* [Source excerpt]:
-.-.-

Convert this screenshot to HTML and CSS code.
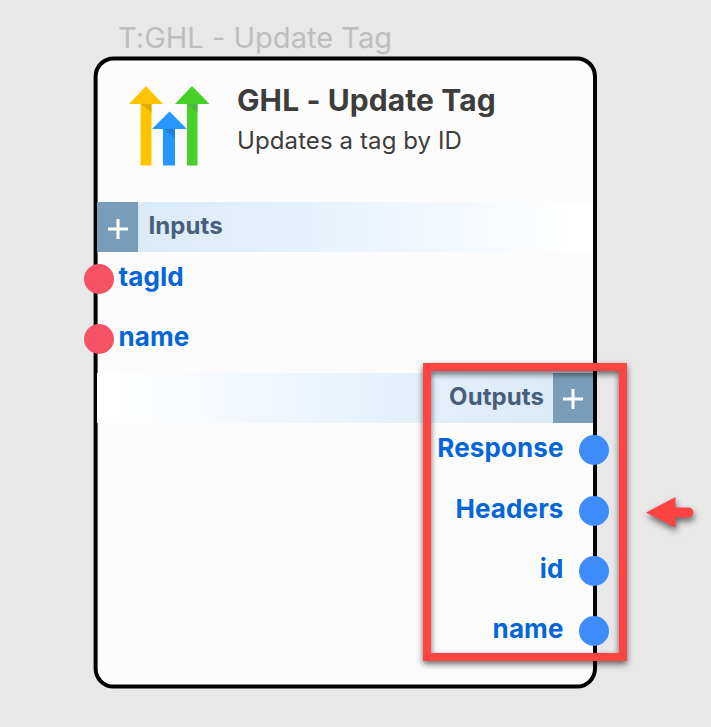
FILE: index.html
```
<!DOCTYPE html>
<html lang="en">
<head>
<meta charset="utf-8">
<title>GHL - Update Tag</title>
<link rel="stylesheet" href="styles.css">
</head>
<body>
<div class="node-label"><span>T:GHL - Update Tag</span></div>
<main class="node">
  <svg class="frame" viewBox="0 0 504 633" width="504" height="633"><rect x="2.6" y="2.5" width="499.4" height="628.1" rx="18"/></svg>
  <header class="head">
    <svg class="logo" viewBox="0 0 81 81" width="81" height="81">
      <path fill="#ffc400" d="M17 0L34 18H22.500V79.500H11.500V18H0z"/>
      <path fill="#47d025" d="M63 0L80.500 18H68.500V79.500H58V18H46z"/>
      <path fill="#2896ff" d="M40.500 25.500L58 43H46V79.500H34V43H23z"/>
      <path fill="#dba900" d="M12.500 18H22.500V27z"/>
      <path fill="#4bb644" d="M58.500 18H68.500V27z"/>
      <path fill="#2181dd" d="M35 43H46V53z"/>
    </svg>
    <div class="titles">
      <h1><span>GHL - Update Tag</span></h1>
      <p><span>Updates a tag by ID</span></p>
    </div>
  </header>
  <section class="band band-in">
    <button class="add" aria-label="Add input"><svg viewBox="0 0 20 20" width="20" height="20"><path d="M0 10H20M10 0V20"/></svg></button>
    <h2>Inputs</h2>
  </section>
  <ul class="ports ports-in">
    <li><i class="dot"></i><span>tagId</span></li>
    <li><i class="dot"></i><span>name</span></li>
  </ul>
  <section class="band band-out">
    <h2>Outputs</h2>
    <button class="add" aria-label="Add output"><svg viewBox="0 0 20 20" width="20" height="20"><path d="M0 10H20M10 0V20"/></svg></button>
  </section>
  <ul class="ports ports-out">
    <li><span>Response</span><i class="dot"></i></li>
    <li><span>Headers</span><i class="dot"></i></li>
    <li><span>id</span><i class="dot"></i></li>
    <li><span>name</span><i class="dot"></i></li>
  </ul>
</main>
<div class="highlight"></div>
<svg class="pointer" viewBox="0 0 50 32" width="50" height="32"><path d="M0 15.500L29.500 0V10.500H42.500A5 5 0 0 1 42.500 20.500H29.500V30.500z"/></svg>
</body>
</html>
```
FILE: styles.css
```
* { box-sizing: border-box; margin: 0; padding: 0; }
body {
  position: relative;
  width: 711px;
  height: 727px;
  overflow: hidden;
  background: #e8e8e8;
  font-family: Inter, "Liberation Sans", sans-serif;
}
.node-label {
  height: 56px;
  padding: 20px 0 0 118px;
  font-size: 29px;
  line-height: 36px;
  letter-spacing: .02px;
  color: #bdbdbd;
  white-space: nowrap;
}
.node {
  position: relative;
  width: 504px;
  height: 633px;
  margin-left: 93px;
}
.frame { position: absolute; inset: 0; }
.frame rect { fill: #fcfcfc; stroke: #000; stroke-width: 4; }
.head {
  position: relative;
  display: flex;
  height: 145px;
  padding: 30px 0 0 36px;
}
.titles { padding-left: 27px; color: #3d3d3d; white-space: nowrap; }
h1 { font-size: 30px; line-height: 36px; font-weight: 700; letter-spacing: .1px; margin-top: -4px; }
.titles p { font-size: 24px; line-height: 30px; letter-spacing: .1px; margin-top: 8px; }
.band {
  position: relative;
  display: flex;
  align-items: center;
  height: 50px;
  margin: 0 4px;
  color: #475f7b;
}
.band-in { height: 50px; margin-top: 1px; background: linear-gradient(90deg, #d8e9f7, #e2f0fa 35%, #edf5fd 58%, #fff 97%); }
.band-out { margin-top: 1px; justify-content: flex-end; background: linear-gradient(270deg, #d8e9f7, #e2f0fa 35%, #edf5fd 58%, #fff 97%); }
.band h2 { font-size: 24px; line-height: 30px; font-weight: 700; letter-spacing: .08px; padding: 0 10.500px; margin-top: -2px; }
.band-out h2 { padding-right: 9px; }
.head { height: 144px; }
.band-in { margin-top: 2px; }
.add {
  display: grid;
  place-items: center;
  width: 41px;
  height: 100%;
  padding-top: 3px;
  border: 0;
  background: #799cb8;
}
.band-out .add { width: 40px; padding-top: 2px; }
.add path { stroke: #fff; stroke-width: 3; }
.ports {
  position: relative;
  display: grid;
  align-content: start;
  gap: 30.4px;
  list-style: none;
  font-size: 26px;
  font-weight: 700;
  letter-spacing: .1px;
  color: #0566d8;
}
.ports li { display: flex; align-items: center; height: 30px; }
.ports span { line-height: 30px; margin-top: -4px; }
.dot { width: 30px; height: 30px; border-radius: 50%; }
.ports-in { height: 120px; padding-top: 12px; margin-left: -9.500px; }
.ports-in li { gap: 5px; }
.ports-in .dot { background: #f55266; }
.ports-out { padding-top: 12.300px; margin-right: -12px; }
.ports-out li { justify-content: flex-end; gap: 15.500px; }
.ports-out .dot { background: #3e8bfc; }
.highlight {
  position: absolute;
  left: 423px;
  top: 363px;
  width: 204px;
  height: 298px;
  border: 8px solid #fe4343;
  filter: drop-shadow(0 3px 3px rgba(0, 0, 0, .6));
}
.pointer {
  position: absolute;
  left: 646px;
  top: 497px;
  overflow: visible;
  filter: drop-shadow(1px 4px 3px rgba(0, 0, 0, .55));
}
.pointer path { fill: #fe4343; }
```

-.-.-

In your copy of the listing above, reproduce each line exactly and omit all pictures.

Convert this screenshot to HTML and CSS code.
FILE: index.html
```
<!DOCTYPE html>
<html lang="en">
<head>
<meta charset="utf-8">
<title>GHL - Update Tag</title>
<link rel="stylesheet" href="styles.css">
</head>
<body>
<div class="node-label"><span>T:GHL - Update Tag</span></div>
<main class="node">
  <svg class="frame" viewBox="0 0 504 633" width="504" height="633"><rect x="2.6" y="2.5" width="499.4" height="628.1" rx="18"/></svg>
  <header class="head">
    <svg class="logo" viewBox="0 0 81 81" width="81" height="81">
      <path fill="#ffc400" d="M17 0L34 18H22.500V79.500H11.500V18H0z"/>
      <path fill="#47d025" d="M63 0L80.500 18H68.500V79.500H58V18H46z"/>
      <path fill="#2896ff" d="M40.500 25.500L58 43H46V79.500H34V43H23z"/>
      <path fill="#dba900" d="M12.500 18H22.500V27z"/>
      <path fill="#4bb644" d="M58.500 18H68.500V27z"/>
      <path fill="#2181dd" d="M35 43H46V53z"/>
    </svg>
    <div class="titles">
      <h1><span>GHL - Update Tag</span></h1>
      <p><span>Updates a tag by ID</span></p>
    </div>
  </header>
  <section class="band band-in">
    <button class="add" aria-label="Add input"><svg viewBox="0 0 20 20" width="20" height="20"><path d="M0 10H20M10 0V20"/></svg></button>
    <h2>Inputs</h2>
  </section>
  <ul class="ports ports-in">
    <li><i class="dot"></i><span>tagId</span></li>
    <li><i class="dot"></i><span>name</span></li>
  </ul>
  <section class="band band-out">
    <h2>Outputs</h2>
    <button class="add" aria-label="Add output"><svg viewBox="0 0 20 20" width="20" height="20"><path d="M0 10H20M10 0V20"/></svg></button>
  </section>
  <ul class="ports ports-out">
    <li><span>Response</span><i class="dot"></i></li>
    <li><span>Headers</span><i class="dot"></i></li>
    <li><span>id</span><i class="dot"></i></li>
    <li><span>name</span><i class="dot"></i></li>
  </ul>
</main>
<div class="highlight"></div>
<svg class="pointer" viewBox="0 0 50 32" width="50" height="32"><path d="M0 15.500L29.500 0V10.500H42.500A5 5 0 0 1 42.500 20.500H29.500V30.500z"/></svg>
</body>
</html>
```
FILE: styles.css
```
* { box-sizing: border-box; margin: 0; padding: 0; }
body {
  position: relative;
  width: 711px;
  height: 727px;
  overflow: hidden;
  background: #e8e8e8;
  font-family: Inter, "Liberation Sans", sans-serif;
}
.node-label {
  height: 56px;
  padding: 20px 0 0 118px;
  font-size: 29px;
  line-height: 36px;
  letter-spacing: .02px;
  color: #bdbdbd;
  white-space: nowrap;
}
.node {
  position: relative;
  width: 504px;
  height: 633px;
  margin-left: 93px;
}
.frame { position: absolute; inset: 0; }
.frame rect { fill: #fcfcfc; stroke: #000; stroke-width: 4; }
.head {
  position: relative;
  display: flex;
  height: 145px;
  padding: 30px 0 0 36px;
}
.titles { padding-left: 27px; color: #3d3d3d; white-space: nowrap; }
h1 { font-size: 30px; line-height: 36px; font-weight: 700; letter-spacing: .1px; margin-top: -4px; }
.titles p { font-size: 24px; line-height: 30px; letter-spacing: .1px; margin-top: 8px; }
.band {
  position: relative;
  display: flex;
  align-items: center;
  height: 50px;
  margin: 0 4px;
  color: #475f7b;
}
.band-in { height: 50px; margin-top: 1px; background: linear-gradient(90deg, #d8e9f7, #e2f0fa 35%, #edf5fd 58%, #fff 97%); }
.band-out { margin-top: 1px; justify-content: flex-end; background: linear-gradient(270deg, #d8e9f7, #e2f0fa 35%, #edf5fd 58%, #fff 97%); }
.band h2 { font-size: 24px; line-height: 30px; font-weight: 700; letter-spacing: .08px; padding: 0 10.500px; margin-top: -2px; }
.band-out h2 { padding-right: 9px; }
.head { height: 144px; }
.band-in { margin-top: 2px; }
.add {
  display: grid;
  place-items: center;
  width: 41px;
  height: 100%;
  padding-top: 3px;
  border: 0;
  background: #799cb8;
}
.band-out .add { width: 40px; padding-top: 2px; }
.add path { stroke: #fff; stroke-width: 3; }
.ports {
  position: relative;
  display: grid;
  align-content: start;
  gap: 30.4px;
  list-style: none;
  font-size: 26px;
  font-weight: 700;
  letter-spacing: .1px;
  color: #0566d8;
}
.ports li { display: flex; align-items: center; height: 30px; }
.ports span { line-height: 30px; margin-top: -4px; }
.dot { width: 30px; height: 30px; border-radius: 50%; }
.ports-in { height: 120px; padding-top: 12px; margin-left: -9.500px; }
.ports-in li { gap: 5px; }
.ports-in .dot { background: #f55266; }
.ports-out { padding-top: 12.300px; margin-right: -12px; }
.ports-out li { justify-content: flex-end; gap: 15.500px; }
.ports-out .dot { background: #3e8bfc; }
.highlight {
  position: absolute;
  left: 423px;
  top: 363px;
  width: 204px;
  height: 298px;
  border: 8px solid #fe4343;
  filter: drop-shadow(0 3px 3px rgba(0, 0, 0, .6));
}
.pointer {
  position: absolute;
  left: 646px;
  top: 497px;
  overflow: visible;
  filter: drop-shadow(1px 4px 3px rgba(0, 0, 0, .55));
}
.pointer path { fill: #fe4343; }
```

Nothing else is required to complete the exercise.